_EXERCISE REQUIREMENTS:_ Transcribe all of the records word for word, but omit the pictures.

_Lines of data:_
-- -- --

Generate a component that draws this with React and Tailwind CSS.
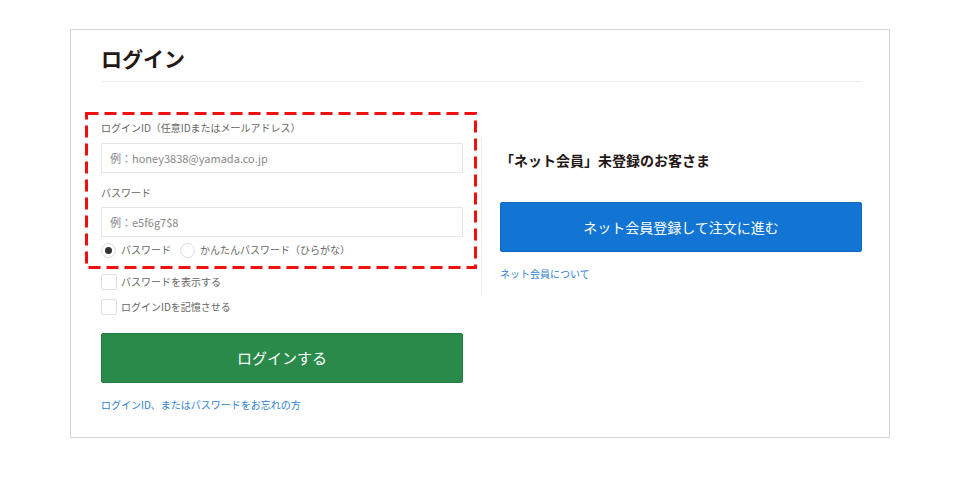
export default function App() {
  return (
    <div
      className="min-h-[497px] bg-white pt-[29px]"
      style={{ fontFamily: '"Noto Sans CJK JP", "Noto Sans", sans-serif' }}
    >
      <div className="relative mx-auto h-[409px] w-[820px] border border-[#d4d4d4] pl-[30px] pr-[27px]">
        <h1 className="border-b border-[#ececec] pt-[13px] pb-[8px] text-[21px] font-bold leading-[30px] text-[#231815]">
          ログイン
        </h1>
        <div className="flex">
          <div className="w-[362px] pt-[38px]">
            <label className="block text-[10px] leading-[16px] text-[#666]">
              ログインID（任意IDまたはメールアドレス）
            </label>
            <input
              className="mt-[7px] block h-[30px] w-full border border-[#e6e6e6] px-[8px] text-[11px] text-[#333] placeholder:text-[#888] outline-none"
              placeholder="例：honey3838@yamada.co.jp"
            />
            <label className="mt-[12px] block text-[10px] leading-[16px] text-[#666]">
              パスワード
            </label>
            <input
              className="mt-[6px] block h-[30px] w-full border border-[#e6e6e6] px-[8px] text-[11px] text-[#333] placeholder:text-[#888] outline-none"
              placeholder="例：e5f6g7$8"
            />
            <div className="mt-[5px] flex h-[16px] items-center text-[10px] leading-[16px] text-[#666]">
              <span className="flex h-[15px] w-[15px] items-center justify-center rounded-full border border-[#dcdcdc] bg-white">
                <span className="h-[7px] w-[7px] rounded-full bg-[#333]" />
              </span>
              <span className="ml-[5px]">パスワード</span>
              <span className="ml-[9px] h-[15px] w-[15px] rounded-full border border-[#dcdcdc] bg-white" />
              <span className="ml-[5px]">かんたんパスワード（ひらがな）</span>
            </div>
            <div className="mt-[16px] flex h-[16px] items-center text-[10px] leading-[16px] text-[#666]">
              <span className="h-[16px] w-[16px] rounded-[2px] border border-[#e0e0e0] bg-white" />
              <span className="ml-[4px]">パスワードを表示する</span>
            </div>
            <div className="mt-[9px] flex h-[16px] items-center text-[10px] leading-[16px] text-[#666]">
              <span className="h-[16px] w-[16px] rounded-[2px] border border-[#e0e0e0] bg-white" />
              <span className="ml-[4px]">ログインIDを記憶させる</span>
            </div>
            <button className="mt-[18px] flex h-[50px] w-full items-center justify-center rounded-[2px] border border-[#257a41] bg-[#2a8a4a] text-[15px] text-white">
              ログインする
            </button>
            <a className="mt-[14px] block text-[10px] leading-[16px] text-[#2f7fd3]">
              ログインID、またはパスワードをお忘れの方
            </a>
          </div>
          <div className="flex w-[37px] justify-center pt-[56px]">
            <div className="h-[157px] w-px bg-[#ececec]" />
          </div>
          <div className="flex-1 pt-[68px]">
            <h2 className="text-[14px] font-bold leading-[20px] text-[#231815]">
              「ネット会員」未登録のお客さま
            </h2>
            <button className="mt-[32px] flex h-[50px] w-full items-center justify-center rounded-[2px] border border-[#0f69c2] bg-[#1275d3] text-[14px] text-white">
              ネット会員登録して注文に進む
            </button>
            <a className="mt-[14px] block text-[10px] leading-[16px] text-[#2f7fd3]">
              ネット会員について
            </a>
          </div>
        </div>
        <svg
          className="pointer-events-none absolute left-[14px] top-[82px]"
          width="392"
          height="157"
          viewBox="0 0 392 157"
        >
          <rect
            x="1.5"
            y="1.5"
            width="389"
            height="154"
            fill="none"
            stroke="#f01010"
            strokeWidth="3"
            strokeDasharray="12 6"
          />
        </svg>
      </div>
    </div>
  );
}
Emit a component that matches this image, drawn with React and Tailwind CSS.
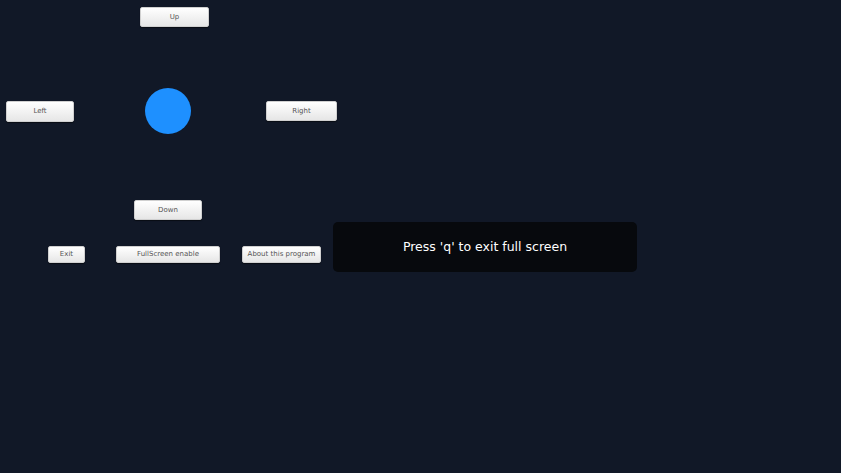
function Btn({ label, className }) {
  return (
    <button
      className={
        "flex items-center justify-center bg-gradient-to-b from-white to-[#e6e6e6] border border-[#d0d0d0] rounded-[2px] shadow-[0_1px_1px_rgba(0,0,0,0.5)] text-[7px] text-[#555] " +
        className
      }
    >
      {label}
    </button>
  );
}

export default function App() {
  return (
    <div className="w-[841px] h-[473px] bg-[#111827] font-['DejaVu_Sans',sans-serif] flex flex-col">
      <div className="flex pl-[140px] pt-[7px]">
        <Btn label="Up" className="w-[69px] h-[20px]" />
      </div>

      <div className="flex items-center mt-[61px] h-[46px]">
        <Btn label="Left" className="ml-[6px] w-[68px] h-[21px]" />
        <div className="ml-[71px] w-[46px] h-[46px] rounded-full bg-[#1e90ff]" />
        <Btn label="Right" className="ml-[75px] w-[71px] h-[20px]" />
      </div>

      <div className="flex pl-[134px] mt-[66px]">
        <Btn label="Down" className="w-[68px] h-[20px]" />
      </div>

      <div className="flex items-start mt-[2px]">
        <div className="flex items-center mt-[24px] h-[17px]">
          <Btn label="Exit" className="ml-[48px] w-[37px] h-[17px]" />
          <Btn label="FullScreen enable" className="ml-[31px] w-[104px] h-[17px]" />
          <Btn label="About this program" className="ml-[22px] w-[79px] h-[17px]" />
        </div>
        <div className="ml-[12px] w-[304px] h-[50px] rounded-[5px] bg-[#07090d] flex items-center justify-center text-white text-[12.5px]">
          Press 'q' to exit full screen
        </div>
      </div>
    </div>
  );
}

-- -- --

_FULL RESPONSE:_
Generate a component that draws this with React and Tailwind CSS.
export default function App() {
  return (
    <div
      className="min-h-[497px] bg-white pt-[29px]"
      style={{ fontFamily: '"Noto Sans CJK JP", "Noto Sans", sans-serif' }}
    >
      <div className="relative mx-auto h-[409px] w-[820px] border border-[#d4d4d4] pl-[30px] pr-[27px]">
        <h1 className="border-b border-[#ececec] pt-[13px] pb-[8px] text-[21px] font-bold leading-[30px] text-[#231815]">
          ログイン
        </h1>
        <div className="flex">
          <div className="w-[362px] pt-[38px]">
            <label className="block text-[10px] leading-[16px] text-[#666]">
              ログインID（任意IDまたはメールアドレス）
            </label>
            <input
              className="mt-[7px] block h-[30px] w-full border border-[#e6e6e6] px-[8px] text-[11px] text-[#333] placeholder:text-[#888] outline-none"
              placeholder="例：honey3838@yamada.co.jp"
            />
            <label className="mt-[12px] block text-[10px] leading-[16px] text-[#666]">
              パスワード
            </label>
            <input
              className="mt-[6px] block h-[30px] w-full border border-[#e6e6e6] px-[8px] text-[11px] text-[#333] placeholder:text-[#888] outline-none"
              placeholder="例：e5f6g7$8"
            />
            <div className="mt-[5px] flex h-[16px] items-center text-[10px] leading-[16px] text-[#666]">
              <span className="flex h-[15px] w-[15px] items-center justify-center rounded-full border border-[#dcdcdc] bg-white">
                <span className="h-[7px] w-[7px] rounded-full bg-[#333]" />
              </span>
              <span className="ml-[5px]">パスワード</span>
              <span className="ml-[9px] h-[15px] w-[15px] rounded-full border border-[#dcdcdc] bg-white" />
              <span className="ml-[5px]">かんたんパスワード（ひらがな）</span>
            </div>
            <div className="mt-[16px] flex h-[16px] items-center text-[10px] leading-[16px] text-[#666]">
              <span className="h-[16px] w-[16px] rounded-[2px] border border-[#e0e0e0] bg-white" />
              <span className="ml-[4px]">パスワードを表示する</span>
            </div>
            <div className="mt-[9px] flex h-[16px] items-center text-[10px] leading-[16px] text-[#666]">
              <span className="h-[16px] w-[16px] rounded-[2px] border border-[#e0e0e0] bg-white" />
              <span className="ml-[4px]">ログインIDを記憶させる</span>
            </div>
            <button className="mt-[18px] flex h-[50px] w-full items-center justify-center rounded-[2px] border border-[#257a41] bg-[#2a8a4a] text-[15px] text-white">
              ログインする
            </button>
            <a className="mt-[14px] block text-[10px] leading-[16px] text-[#2f7fd3]">
              ログインID、またはパスワードをお忘れの方
            </a>
          </div>
          <div className="flex w-[37px] justify-center pt-[56px]">
            <div className="h-[157px] w-px bg-[#ececec]" />
          </div>
          <div className="flex-1 pt-[68px]">
            <h2 className="text-[14px] font-bold leading-[20px] text-[#231815]">
              「ネット会員」未登録のお客さま
            </h2>
            <button className="mt-[32px] flex h-[50px] w-full items-center justify-center rounded-[2px] border border-[#0f69c2] bg-[#1275d3] text-[14px] text-white">
              ネット会員登録して注文に進む
            </button>
            <a className="mt-[14px] block text-[10px] leading-[16px] text-[#2f7fd3]">
              ネット会員について
            </a>
          </div>
        </div>
        <svg
          className="pointer-events-none absolute left-[14px] top-[82px]"
          width="392"
          height="157"
          viewBox="0 0 392 157"
        >
          <rect
            x="1.5"
            y="1.5"
            width="389"
            height="154"
            fill="none"
            stroke="#f01010"
            strokeWidth="3"
            strokeDasharray="12 6"
          />
        </svg>
      </div>
    </div>
  );
}
Emit a component that matches this image, drawn with React and Tailwind CSS.
function Btn({ label, className }) {
  return (
    <button
      className={
        "flex items-center justify-center bg-gradient-to-b from-white to-[#e6e6e6] border border-[#d0d0d0] rounded-[2px] shadow-[0_1px_1px_rgba(0,0,0,0.5)] text-[7px] text-[#555] " +
        className
      }
    >
      {label}
    </button>
  );
}

export default function App() {
  return (
    <div className="w-[841px] h-[473px] bg-[#111827] font-['DejaVu_Sans',sans-serif] flex flex-col">
      <div className="flex pl-[140px] pt-[7px]">
        <Btn label="Up" className="w-[69px] h-[20px]" />
      </div>

      <div className="flex items-center mt-[61px] h-[46px]">
        <Btn label="Left" className="ml-[6px] w-[68px] h-[21px]" />
        <div className="ml-[71px] w-[46px] h-[46px] rounded-full bg-[#1e90ff]" />
        <Btn label="Right" className="ml-[75px] w-[71px] h-[20px]" />
      </div>

      <div className="flex pl-[134px] mt-[66px]">
        <Btn label="Down" className="w-[68px] h-[20px]" />
      </div>

      <div className="flex items-start mt-[2px]">
        <div className="flex items-center mt-[24px] h-[17px]">
          <Btn label="Exit" className="ml-[48px] w-[37px] h-[17px]" />
          <Btn label="FullScreen enable" className="ml-[31px] w-[104px] h-[17px]" />
          <Btn label="About this program" className="ml-[22px] w-[79px] h-[17px]" />
        </div>
        <div className="ml-[12px] w-[304px] h-[50px] rounded-[5px] bg-[#07090d] flex items-center justify-center text-white text-[12.5px]">
          Press 'q' to exit full screen
        </div>
      </div>
    </div>
  );
}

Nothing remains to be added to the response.